Cihan, kendisine gelen bilgiyi şöyle paylaştı:
"Bilgi dm'den geldi. Ben teyit ettim. Selahattin Yağcı'nın profile yazamadığı kısmı ben yazayım. İşe gitmeden maaş alıyor. Maaşını ödeyen vatandaş bilsin di mi? Hangi kurum? Çalışma Bakanlığı'na bağlı 'mesleki yeterlilik kurumu'. Usanarak yüzünü kapatan adam yanlışım varsa lütfen düzeltin."
'KPSS VE MÜLAKATLA GİRDİM' SAVUNMASI
Yağcı ise hakkındaki iddialara ilişkin Cihan'a açıklamada bulundu.
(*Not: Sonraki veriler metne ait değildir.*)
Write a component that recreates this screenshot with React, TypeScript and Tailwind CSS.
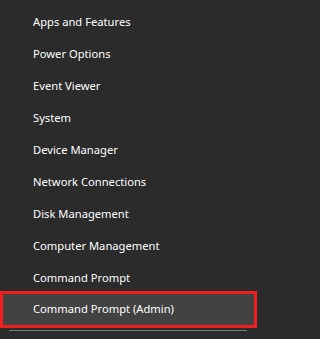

Yağcı, KPSS ve mülakatla işe girdiğini ve memur değil sözleşmeli işçi olduğunu savunurken, kurumdaki görev tanımı ve mesai saatlerinde iş yerinde olup olmadığı hakkında belirsizlikler sürdü. Cihan, söz konusu telefon görüşmesini de şöyle aktardı:
"Selahattin Yağcı ile uzun bir telefon görüşmesi yaptık. Tepkileri durdurmayacağı gerekçesiyle kendisi istemese de (haksız değil) gazetecilik etiği açısından paylaşıyorum. Memur değil sözleşmeli işçi olduğunu söyledi. KPSS + mülakat ile girmiş olsa bile o kurumun mevzuatı böyleymiş.
Konuşma boyunca, Selahattin Bey'in, Twitter hesabında verdiği görüntünün aksine, her görüşe saygı duyan, ayrıştırıcı bir dil kullanmayan, gayet pozitif iletişim kuran, doğrudan yana olan, kul hakkını savunan bir yaklaşımı vardı. Çoğu konuda birbirimizi onaylayan cümleler kurduk.
Sadece, AK Parti'yi eleştirdiğim ve kutuplaştırıcı bir politika izlediğini söylediğim zaman, Cumhurbaşkanı'nın bu konuda partiden farklı olduğunu, onun birleştirici bir politika izlediğini söyledi. Ben buna katılmadığımı ifade ettim. Bu konuda görüş ayrılığı yaşadık.
Şimdilik beyanlarını esas kabul ediyorum. Ancak özellikle kurumdaki görev tanımı ve mesai saatlerinde iş yerinde olup olmadığı hakkında belirsizliklerin ortadan kalkmadığını bilmenizi isterim. İletişimi sürdüreceğim. Sizi bilgilendireceğim.Şimdi müsaadenizle kurumun başkanı olan Adem Bey'e sormak istiyorum. İddialar konusunda sizi de dinlemek isteriz. Ve ayrıca, başkanlık katında özel oda tahsis ettiğiniz büro personelinizin parti yöneticisi kimliğine eşlik edip şu ziyareti yaparken neler hissettiniz?"